8 thoughts on “On Doxology

  1. Vicki McGrath

    Derek,

    Thanks for distinction betwenn “benefit” and “edification.” We are whole beings, not just intellects or wills, and part of the whole Body. Who can say whatever prayer, praise and worship offered to God in some part of the Body does not affect and strengthen us all in some way?

    BTW, your comment about patterning our worship after the angels made my wonder – are you familiar with the work of Margaret Barker, specifically “The Great High Priest”? Any thoughts?

    Vicki McGrath+

  2. C. Wingate

    It seems to me that there is another difference which is perhaps more strongly manifested but which I don’t think you’ve touched on in this. Medieval piety I would characterize as very strongly offertory, and this allows for a proxy-prayer-based liturgical life for the community. It also makes being at communion an acceptable substitute for communion itself, because the offering is the part that counts the most.

    Contrast that with the piety of every Episcopal congregation I’ve been in since I left high school, where everything points toward partaking as the end of the eucharistic liturgy. This does not admit of the kind of proxy worship that other forms of prayer permit and often embody. Eucharist and office in that thinking are not two vehicles toward the same end; they have a sharply lined yin and yang quality: incorporation/interior versus prayer-and-praise/exterior. At the end of our services at M’s church we are accustomed to saying (in sending out the eucharistic ministers) that we are made one in communion, ignoring any other unity there may be. We are a congregation of communicants, period.

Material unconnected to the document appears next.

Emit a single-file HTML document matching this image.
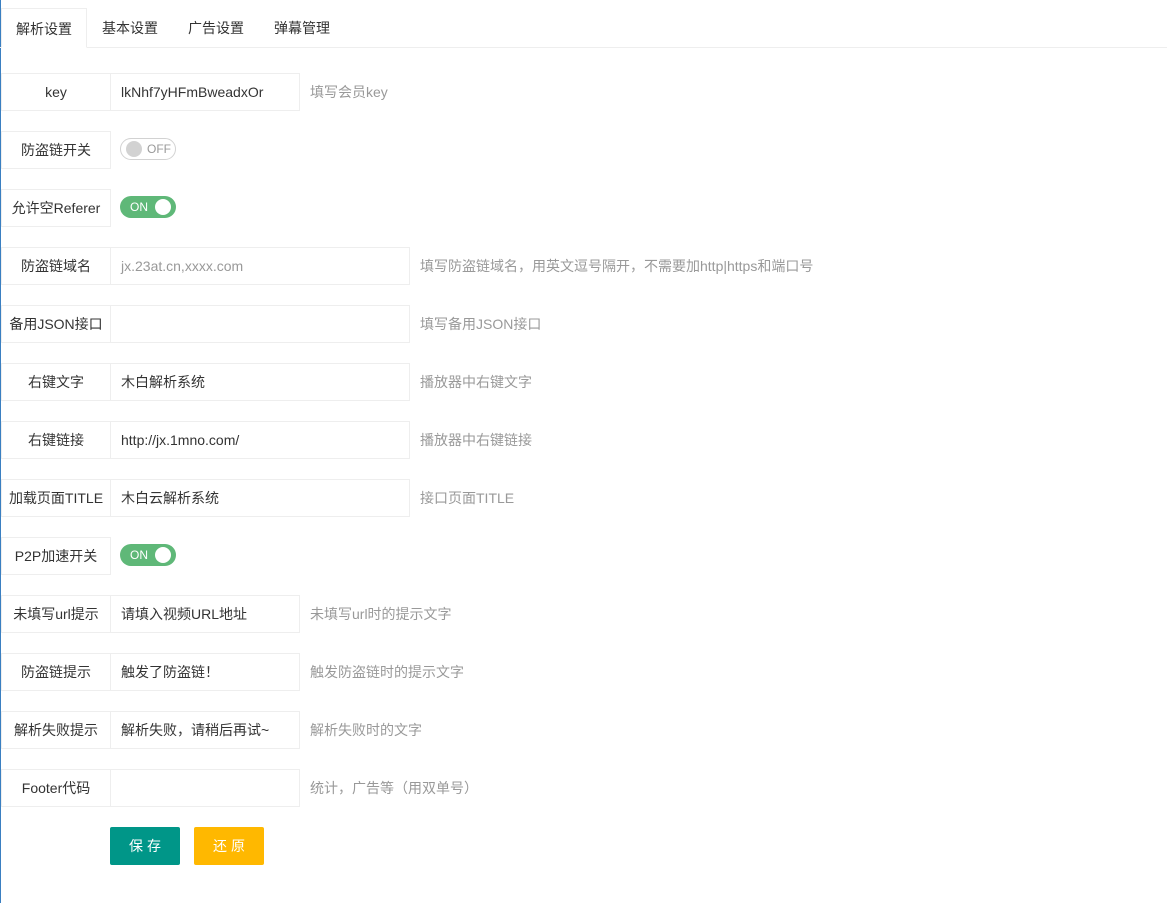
<!DOCTYPE html>
<html><head><meta charset="utf-8"><style>
*{box-sizing:border-box;margin:0;padding:0}
body{width:1167px;height:903px;background:#fff;font-family:"Liberation Sans","Noto Sans CJK SC",sans-serif;font-size:14px;color:#333;position:relative;overflow:hidden}
.edge{position:absolute;left:0;top:0;width:1px;height:903px;background:#3a7fc1}
.tabbar{position:absolute;left:0;top:47px;width:1167px;border-top:1px solid #eee}
.tab{position:absolute;top:8px;height:40px;line-height:40px;font-size:14px;color:#333;text-align:center}
.tab.act{left:1px;width:86px;border:1px solid #eee;border-bottom:1px solid #fff;background:#fff;z-index:2}
.lab{position:absolute;left:1px;width:110px;height:38px;border:1px solid #eee;line-height:36px;text-align:center;font-size:14px;color:#333;background:#fff}
.inp{position:absolute;left:110px;height:38px;border:1px solid #eee;line-height:36px;padding-left:10px;font-size:14px;color:#333}
.ph{color:#999}
.tip{position:absolute;line-height:38px;font-size:14px;color:#999}
.sw{position:absolute;left:120px;width:56px;height:22px;border-radius:11px;font-size:12px;line-height:22px}
.on{background:#5FB878;color:#fff;padding-left:10px}
.on i{position:absolute;right:5px;top:3px;width:16px;height:16px;border-radius:50%;background:#fff}
.off{border:1px solid #d2d2d2;color:#999;padding-left:26px;line-height:20px}
.off i{position:absolute;left:5px;top:2px;width:16px;height:16px;border-radius:50%;background:#d2d2d2}
.btn{position:absolute;top:827px;width:70px;height:38px;line-height:38px;color:#fff;text-align:center;border-radius:2px;letter-spacing:4px;text-indent:4px}
</style></head><body>
<div class="edge"></div>
<div class="tab act">解析设置</div>
<div class="tab" style="left:87px;width:86px">基本设置</div>
<div class="tab" style="left:173px;width:86px">广告设置</div>
<div class="tab" style="left:259px;width:86px">弹幕管理</div>
<div class="tabbar"></div>

<div class="lab" style="top:73px">key</div><div class="inp" style="top:73px;width:190px">lkNhf7yHFmBweadxOr</div><div class="tip" style="left:310px;top:73px">填写会员key</div>
<div class="lab" style="top:131px">防盗链开关</div><div class="sw off" style="top:138px"><i></i>OFF</div>
<div class="lab" style="top:189px">允许空Referer</div><div class="sw on" style="top:196px">ON<i></i></div>
<div class="lab" style="top:247px">防盗链域名</div><div class="inp ph" style="top:247px;width:300px">jx.23at.cn,xxxx.com</div><div class="tip" style="left:420px;top:247px">填写防盗链域名，用英文逗号隔开，不需要加http|https和端口号</div>
<div class="lab" style="top:305px">备用JSON接口</div><div class="inp" style="top:305px;width:300px"></div><div class="tip" style="left:420px;top:305px">填写备用JSON接口</div>
<div class="lab" style="top:363px">右键文字</div><div class="inp" style="top:363px;width:300px">木白解析系统</div><div class="tip" style="left:420px;top:363px">播放器中右键文字</div>
<div class="lab" style="top:421px">右键链接</div><div class="inp" style="top:421px;width:300px">http://jx.1mno.com/</div><div class="tip" style="left:420px;top:421px">播放器中右键链接</div>
<div class="lab" style="top:479px">加载页面TITLE</div><div class="inp" style="top:479px;width:300px">木白云解析系统</div><div class="tip" style="left:420px;top:479px">接口页面TITLE</div>
<div class="lab" style="top:537px">P2P加速开关</div><div class="sw on" style="top:544px">ON<i></i></div>
<div class="lab" style="top:595px">未填写url提示</div><div class="inp" style="top:595px;width:190px">请填入视频URL地址</div><div class="tip" style="left:310px;top:595px">未填写url时的提示文字</div>
<div class="lab" style="top:653px">防盗链提示</div><div class="inp" style="top:653px;width:190px">触发了防盗链！</div><div class="tip" style="left:310px;top:653px">触发防盗链时的提示文字</div>
<div class="lab" style="top:711px">解析失败提示</div><div class="inp" style="top:711px;width:190px">解析失败，请稍后再试~</div><div class="tip" style="left:310px;top:711px">解析失败时的文字</div>
<div class="lab" style="top:769px">Footer代码</div><div class="inp" style="top:769px;width:190px"></div><div class="tip" style="left:310px;top:769px">统计，广告等（用双单号）</div>
<div class="btn" style="left:110px;background:#009688">保存</div>
<div class="btn" style="left:194px;background:#FFB800">还原</div>
</body></html>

    I’m not sure where else to go with this and I cannot explain how this works for or against a larger, office-based liturgical life of the community. BUt I see the change and I think it has to be significant.

  3. MAG

    From a slightly different slant, what comes to my mind as we contemplate our doxological posture is our (“we” being “the Church”) existence in a post-Christendom age. Being the Church in such an age accentuates our identity as an alternate polis — that is, the Church, both corporately and individually, involves itself in postures and activities that are counter-intuitive and, in fact, offensive, to the way the “world” goes about its business and constructs its reality.
    Liturgy is one place where this gets played out. This does have clear and sharp ramifications for (B) in your post, as we see the liturgy, whether Office or Mass, as training ground for our lives, but I think also points to (C) as well — or, perhaps, a modified (C), which aims not so much to transcend the world as to reframe and renarrate it in light of the Cross.

  4. Christopher

    Charles makes a notable point of distinction and partaking and participation are strong lines in our Reformation liturgy and Hooker’s commentary, so I would have to qualify any suggestion that the Reformation in our tradition was centrally focused on B, rather than A. A forms the matrix from which B and D flow. Reading sermons by Cranmer and Andrewes, one finds some very similar concerns though their theology and churchmanship were not agreeable.

    Our edification isn’t always in the moment. The rhythm of set prayers for our benefit, however, shapes us sometimes in unknown ways, providing a language over the longhaul. The proof is in the pudding. Knowing the Our Father and Psalm 23 in their older language is a vital tool for any good pastor visiting the sick and dying.

    On the other hand there are many professionals who do not actively participate or lead liturgy in a congregation, and like theologians, you cannot be a liturgist of the Church if you are not at regular worship. It is precisely here where the expertise of a liturgist can help bring forward the edification concerns of the congregation by drawing on a wider set of resources.

    I recommend Catherine Bell’s essay on liturgical experts as useful for conversation on the place of experts and professionals in the life of the faith.

  5. C. Wingate

    It occurs to me that the communio-centric focus of current Episcopal piety is a major reason why CWOB is being pushed on us. If partaking is what it’s all about, then it is understandable that people are inclined to push it on everyone as other forms of participation don’t really “count”. Even so the notion seems wrong-headed but perhaps if one were doing first-and-third the fact that everyone is participating at the same level on the other Sundays makes it harder to argue that people aren’t included on the communion SUndays.

  6. Isaac

    Hmm… Lots of things to mull over and thank. I think you’re right that splitting ‘benefit’ and ‘edification’ isn’t helpful, and, obviously there can be no objection to reading the office alone or a daily mass with two communicants or whatever.

    That being said, there is a difference between the Church’s ongoing prayer and a liturgy that is purposely designed to exclude the majority of the people in the Church. If Dix is right about which parts are “the people’s liturgy” and which parts properly belong to the clergy, then what medieval high mass developments effectively eliminated the laity’s liturgy altogether. It’s a discontinuity with the Post-Apostolic age, not a development of it.

    I understand the issues, but I can’t help but say that maybe Art. XXV (please don’t tell my bishop I’ve been reading those) has something to say about it and that there is wisdom in reflecting on the intention of Christ in its institution. I can’t say that if I had wandered in ancient Palestine with Christ for three years, I would welcome the notion of a non-communicating Mass. My contention is that somewhere between Richard Giles and Adrian Fortescue lies a happy place with a catholic liturgy that hits all four of Johnson’s “Way of Being Religious” and remains a kinetic expression of a gathered community’s liturgy.

  7. Derek Olsen

    Very true, all: the ideas of offering and receiving are quite different now as opposed to the late medieval period.

    And Isaac, I do agree with you: reception is the point of the Eucharist, not just the offering. Of course, I don’t mind the occasional gazing at it in the form of Benediction as a reminder of what it is and why receiving it is so very important, but there’s no question that the actual taking it into ourselves in all aspects is the heart of the practice.